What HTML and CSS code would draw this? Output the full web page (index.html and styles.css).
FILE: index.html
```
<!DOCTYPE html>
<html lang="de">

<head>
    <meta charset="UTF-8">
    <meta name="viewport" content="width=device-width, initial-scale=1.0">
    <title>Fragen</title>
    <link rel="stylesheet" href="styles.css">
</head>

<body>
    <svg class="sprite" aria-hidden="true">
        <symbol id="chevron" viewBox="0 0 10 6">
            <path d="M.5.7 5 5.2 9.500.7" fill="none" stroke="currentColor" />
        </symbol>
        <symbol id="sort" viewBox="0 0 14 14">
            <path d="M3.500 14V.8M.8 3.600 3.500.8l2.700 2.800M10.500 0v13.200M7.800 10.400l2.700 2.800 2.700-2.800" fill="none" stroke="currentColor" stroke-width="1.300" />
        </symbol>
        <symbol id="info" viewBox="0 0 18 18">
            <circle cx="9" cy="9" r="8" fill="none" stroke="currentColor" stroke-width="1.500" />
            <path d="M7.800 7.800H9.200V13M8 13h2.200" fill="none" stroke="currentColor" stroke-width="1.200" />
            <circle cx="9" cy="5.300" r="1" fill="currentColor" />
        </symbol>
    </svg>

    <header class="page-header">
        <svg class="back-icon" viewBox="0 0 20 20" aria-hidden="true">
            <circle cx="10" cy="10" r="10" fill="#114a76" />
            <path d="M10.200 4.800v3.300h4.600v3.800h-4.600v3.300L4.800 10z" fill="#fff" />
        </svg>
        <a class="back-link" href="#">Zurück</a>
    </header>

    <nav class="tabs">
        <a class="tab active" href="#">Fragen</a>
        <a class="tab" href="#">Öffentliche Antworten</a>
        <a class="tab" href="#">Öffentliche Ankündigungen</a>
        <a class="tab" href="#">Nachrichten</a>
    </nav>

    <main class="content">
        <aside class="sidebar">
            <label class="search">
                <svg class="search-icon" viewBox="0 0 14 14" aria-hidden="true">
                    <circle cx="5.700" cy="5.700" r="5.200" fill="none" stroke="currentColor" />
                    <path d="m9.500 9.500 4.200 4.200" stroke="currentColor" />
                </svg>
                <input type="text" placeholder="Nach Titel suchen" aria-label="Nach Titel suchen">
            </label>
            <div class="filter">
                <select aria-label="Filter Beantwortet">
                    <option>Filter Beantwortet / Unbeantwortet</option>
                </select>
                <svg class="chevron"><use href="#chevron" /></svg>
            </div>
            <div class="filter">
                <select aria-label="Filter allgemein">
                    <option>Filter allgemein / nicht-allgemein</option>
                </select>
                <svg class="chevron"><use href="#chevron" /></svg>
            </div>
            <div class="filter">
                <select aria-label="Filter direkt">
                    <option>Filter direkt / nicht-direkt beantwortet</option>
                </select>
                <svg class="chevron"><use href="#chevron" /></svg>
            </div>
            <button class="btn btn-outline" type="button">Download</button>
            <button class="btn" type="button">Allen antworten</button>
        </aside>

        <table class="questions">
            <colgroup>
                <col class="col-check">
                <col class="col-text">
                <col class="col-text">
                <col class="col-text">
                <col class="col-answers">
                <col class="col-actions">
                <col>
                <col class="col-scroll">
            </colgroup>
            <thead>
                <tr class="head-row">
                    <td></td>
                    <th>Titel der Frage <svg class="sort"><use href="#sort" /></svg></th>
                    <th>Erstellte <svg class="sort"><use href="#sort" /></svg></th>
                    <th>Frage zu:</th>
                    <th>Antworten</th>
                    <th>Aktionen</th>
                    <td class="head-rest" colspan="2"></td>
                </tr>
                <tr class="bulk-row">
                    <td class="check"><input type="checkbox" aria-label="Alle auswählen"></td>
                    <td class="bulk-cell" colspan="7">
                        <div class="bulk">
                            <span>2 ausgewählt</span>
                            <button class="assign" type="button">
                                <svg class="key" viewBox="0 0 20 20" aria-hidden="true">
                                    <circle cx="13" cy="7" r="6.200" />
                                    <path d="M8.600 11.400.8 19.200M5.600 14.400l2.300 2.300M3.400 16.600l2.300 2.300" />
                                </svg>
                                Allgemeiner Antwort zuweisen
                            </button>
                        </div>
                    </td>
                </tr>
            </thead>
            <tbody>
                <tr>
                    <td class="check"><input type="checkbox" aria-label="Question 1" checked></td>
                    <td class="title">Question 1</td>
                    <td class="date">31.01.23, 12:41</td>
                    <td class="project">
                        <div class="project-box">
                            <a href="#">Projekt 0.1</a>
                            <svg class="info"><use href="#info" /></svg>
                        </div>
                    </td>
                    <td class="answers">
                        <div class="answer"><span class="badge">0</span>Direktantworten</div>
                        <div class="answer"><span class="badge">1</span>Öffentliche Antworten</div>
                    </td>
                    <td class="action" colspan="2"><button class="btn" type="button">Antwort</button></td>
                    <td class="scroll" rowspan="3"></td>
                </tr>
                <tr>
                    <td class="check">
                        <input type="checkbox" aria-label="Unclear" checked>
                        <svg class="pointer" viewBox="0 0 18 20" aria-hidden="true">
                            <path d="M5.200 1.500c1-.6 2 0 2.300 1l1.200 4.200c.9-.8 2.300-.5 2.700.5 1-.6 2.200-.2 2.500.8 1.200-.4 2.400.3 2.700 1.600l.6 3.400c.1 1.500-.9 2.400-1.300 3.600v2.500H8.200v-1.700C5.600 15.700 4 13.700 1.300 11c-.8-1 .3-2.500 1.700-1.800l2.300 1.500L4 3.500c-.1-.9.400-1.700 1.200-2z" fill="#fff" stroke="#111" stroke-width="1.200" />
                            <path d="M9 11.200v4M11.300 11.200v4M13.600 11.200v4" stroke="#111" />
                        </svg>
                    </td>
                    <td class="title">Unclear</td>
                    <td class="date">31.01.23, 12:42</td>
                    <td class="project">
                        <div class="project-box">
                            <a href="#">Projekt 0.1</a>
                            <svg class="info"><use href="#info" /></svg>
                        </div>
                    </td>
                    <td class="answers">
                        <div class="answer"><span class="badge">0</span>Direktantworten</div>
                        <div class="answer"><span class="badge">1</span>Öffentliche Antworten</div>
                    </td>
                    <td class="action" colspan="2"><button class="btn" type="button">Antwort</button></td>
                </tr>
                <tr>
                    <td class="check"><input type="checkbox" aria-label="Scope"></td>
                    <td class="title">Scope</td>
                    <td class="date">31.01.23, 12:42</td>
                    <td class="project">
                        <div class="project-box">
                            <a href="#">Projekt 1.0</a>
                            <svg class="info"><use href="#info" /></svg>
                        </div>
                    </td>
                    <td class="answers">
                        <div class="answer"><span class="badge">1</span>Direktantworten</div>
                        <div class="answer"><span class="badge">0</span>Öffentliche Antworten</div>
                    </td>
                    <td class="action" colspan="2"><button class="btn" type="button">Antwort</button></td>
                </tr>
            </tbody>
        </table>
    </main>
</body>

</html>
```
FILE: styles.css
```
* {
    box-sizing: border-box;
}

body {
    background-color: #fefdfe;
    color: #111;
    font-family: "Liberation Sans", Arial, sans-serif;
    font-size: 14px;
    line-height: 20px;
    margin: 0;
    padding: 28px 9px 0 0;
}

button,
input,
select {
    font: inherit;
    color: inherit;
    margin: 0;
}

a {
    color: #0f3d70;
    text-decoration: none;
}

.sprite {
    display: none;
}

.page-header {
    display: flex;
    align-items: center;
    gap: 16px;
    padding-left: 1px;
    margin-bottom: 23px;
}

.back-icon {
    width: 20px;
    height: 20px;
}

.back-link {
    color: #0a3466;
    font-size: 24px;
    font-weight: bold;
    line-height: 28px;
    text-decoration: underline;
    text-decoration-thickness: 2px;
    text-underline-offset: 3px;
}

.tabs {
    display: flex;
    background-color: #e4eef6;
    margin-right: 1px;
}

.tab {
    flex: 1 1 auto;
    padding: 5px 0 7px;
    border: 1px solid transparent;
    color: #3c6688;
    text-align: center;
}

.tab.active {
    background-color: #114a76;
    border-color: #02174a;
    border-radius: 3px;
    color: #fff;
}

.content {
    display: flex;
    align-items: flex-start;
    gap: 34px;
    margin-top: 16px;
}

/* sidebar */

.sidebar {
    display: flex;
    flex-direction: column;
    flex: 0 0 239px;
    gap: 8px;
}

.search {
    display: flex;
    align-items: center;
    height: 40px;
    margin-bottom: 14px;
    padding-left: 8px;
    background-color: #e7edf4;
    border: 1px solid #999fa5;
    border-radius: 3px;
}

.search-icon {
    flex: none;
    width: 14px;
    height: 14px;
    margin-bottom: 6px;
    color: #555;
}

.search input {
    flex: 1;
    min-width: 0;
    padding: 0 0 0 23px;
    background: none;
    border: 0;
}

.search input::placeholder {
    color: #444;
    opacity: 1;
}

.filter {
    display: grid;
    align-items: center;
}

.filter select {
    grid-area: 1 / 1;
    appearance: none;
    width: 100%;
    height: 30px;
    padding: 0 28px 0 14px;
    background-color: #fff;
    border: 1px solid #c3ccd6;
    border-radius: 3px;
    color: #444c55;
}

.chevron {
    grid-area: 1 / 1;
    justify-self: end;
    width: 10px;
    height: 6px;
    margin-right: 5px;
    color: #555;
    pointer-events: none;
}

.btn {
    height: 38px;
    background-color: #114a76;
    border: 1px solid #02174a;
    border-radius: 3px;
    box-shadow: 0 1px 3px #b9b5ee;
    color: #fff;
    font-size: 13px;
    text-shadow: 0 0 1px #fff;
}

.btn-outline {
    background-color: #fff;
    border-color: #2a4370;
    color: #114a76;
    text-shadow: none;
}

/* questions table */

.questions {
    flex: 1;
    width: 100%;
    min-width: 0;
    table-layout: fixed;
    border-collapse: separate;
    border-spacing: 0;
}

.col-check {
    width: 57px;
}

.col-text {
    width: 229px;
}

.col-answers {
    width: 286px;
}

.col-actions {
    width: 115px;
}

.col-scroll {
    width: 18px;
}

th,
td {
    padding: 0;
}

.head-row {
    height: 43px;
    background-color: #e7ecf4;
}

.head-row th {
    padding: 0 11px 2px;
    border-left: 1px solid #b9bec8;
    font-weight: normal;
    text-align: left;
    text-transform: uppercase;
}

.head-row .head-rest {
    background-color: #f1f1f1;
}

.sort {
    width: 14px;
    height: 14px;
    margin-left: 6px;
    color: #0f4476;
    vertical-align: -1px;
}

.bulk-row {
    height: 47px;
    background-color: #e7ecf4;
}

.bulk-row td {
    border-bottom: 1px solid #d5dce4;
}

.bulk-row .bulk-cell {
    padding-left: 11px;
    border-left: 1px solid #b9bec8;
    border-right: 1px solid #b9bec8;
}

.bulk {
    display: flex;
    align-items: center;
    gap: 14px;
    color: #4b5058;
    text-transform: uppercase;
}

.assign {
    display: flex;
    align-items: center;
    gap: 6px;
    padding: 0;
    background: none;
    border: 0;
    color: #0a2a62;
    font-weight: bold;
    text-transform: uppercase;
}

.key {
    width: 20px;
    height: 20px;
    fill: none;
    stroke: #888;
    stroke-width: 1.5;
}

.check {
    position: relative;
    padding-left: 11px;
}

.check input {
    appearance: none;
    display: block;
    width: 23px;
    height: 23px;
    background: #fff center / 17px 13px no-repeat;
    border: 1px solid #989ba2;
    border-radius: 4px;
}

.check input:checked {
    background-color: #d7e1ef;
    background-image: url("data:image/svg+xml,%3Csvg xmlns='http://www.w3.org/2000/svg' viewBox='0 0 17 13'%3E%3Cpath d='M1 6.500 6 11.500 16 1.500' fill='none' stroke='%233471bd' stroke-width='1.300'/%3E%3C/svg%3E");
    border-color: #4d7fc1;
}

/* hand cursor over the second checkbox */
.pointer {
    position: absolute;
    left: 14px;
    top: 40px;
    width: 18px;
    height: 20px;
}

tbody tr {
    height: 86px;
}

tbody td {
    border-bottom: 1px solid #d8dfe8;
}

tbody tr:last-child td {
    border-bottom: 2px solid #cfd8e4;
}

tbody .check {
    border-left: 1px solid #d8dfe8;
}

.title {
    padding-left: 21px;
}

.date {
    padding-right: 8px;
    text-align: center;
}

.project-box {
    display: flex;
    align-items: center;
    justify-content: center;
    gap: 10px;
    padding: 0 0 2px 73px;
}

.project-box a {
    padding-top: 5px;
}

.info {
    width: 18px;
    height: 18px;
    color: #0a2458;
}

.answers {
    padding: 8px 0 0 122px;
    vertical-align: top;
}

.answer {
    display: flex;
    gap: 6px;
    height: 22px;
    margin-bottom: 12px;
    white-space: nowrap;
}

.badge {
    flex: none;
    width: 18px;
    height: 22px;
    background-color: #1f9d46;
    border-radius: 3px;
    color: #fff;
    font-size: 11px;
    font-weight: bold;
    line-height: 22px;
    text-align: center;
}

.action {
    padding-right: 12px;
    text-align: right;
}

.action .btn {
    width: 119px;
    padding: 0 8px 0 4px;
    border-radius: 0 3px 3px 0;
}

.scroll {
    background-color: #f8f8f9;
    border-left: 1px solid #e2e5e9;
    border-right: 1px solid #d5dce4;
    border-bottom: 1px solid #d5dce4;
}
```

* * *

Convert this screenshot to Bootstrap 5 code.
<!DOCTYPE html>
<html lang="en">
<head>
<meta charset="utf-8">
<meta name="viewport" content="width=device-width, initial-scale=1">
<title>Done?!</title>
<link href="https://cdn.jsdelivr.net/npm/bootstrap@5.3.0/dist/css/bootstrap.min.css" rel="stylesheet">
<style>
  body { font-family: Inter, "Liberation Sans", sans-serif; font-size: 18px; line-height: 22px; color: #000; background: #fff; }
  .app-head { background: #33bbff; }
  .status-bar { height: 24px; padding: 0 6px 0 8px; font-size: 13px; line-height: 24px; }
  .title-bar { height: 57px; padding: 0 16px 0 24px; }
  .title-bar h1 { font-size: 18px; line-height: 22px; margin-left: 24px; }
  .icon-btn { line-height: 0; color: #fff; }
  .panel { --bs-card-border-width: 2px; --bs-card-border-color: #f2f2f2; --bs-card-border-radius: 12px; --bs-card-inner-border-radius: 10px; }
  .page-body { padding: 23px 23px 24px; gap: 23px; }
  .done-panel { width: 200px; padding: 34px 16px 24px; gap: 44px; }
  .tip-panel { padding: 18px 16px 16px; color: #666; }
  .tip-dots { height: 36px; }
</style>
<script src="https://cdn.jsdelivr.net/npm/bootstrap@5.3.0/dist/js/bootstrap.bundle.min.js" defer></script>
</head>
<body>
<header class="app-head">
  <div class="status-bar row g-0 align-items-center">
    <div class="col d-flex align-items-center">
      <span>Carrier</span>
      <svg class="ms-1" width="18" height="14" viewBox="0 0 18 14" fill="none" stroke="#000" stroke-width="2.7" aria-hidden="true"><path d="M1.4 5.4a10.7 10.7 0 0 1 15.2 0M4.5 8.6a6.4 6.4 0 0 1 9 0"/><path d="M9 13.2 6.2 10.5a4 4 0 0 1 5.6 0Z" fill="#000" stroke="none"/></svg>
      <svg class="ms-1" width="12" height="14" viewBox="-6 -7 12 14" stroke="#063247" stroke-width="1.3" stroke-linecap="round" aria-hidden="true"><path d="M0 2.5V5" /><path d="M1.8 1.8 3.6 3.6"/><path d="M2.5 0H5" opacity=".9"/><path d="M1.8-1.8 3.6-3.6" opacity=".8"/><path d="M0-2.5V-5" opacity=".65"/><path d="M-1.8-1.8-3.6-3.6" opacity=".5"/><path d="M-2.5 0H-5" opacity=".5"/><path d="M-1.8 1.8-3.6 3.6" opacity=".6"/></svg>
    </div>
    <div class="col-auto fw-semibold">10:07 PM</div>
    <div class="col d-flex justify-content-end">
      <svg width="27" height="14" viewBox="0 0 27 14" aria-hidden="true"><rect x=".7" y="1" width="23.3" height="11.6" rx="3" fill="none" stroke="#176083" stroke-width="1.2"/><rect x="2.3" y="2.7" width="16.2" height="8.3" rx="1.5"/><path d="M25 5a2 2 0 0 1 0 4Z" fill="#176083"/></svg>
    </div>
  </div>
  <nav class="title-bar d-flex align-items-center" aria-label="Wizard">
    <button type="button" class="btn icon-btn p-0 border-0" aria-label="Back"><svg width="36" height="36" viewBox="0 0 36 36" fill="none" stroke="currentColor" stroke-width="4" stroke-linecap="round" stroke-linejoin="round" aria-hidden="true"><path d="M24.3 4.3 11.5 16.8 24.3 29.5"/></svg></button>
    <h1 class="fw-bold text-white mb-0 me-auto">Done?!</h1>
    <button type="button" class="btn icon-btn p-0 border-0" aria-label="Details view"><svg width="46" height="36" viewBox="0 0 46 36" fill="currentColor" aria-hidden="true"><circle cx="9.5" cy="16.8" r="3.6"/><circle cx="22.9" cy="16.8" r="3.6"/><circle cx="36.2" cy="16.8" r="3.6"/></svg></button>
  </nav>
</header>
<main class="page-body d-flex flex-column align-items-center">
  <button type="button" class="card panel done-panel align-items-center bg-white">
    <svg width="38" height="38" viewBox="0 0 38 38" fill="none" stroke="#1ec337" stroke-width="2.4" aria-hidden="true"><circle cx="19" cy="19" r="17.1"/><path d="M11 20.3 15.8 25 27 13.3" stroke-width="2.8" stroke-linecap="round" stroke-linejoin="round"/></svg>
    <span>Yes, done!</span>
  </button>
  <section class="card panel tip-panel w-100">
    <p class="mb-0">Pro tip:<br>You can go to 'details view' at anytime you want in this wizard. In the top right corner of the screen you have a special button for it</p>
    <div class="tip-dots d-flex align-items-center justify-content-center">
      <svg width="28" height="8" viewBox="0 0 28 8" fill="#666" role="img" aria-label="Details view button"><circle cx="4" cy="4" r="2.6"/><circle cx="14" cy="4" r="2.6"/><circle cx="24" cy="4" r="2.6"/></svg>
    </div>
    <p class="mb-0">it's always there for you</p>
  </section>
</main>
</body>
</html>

__TO BE DONE__
Wherever the string "page" appears in the entries above, list that line.

__FINAL RESULT__
What HTML and CSS code would draw this? Output the full web page (index.html and styles.css).
    <header class="page-header">
.page-header {
  .page-body { padding: 23px 23px 24px; gap: 23px; }
<main class="page-body d-flex flex-column align-items-center">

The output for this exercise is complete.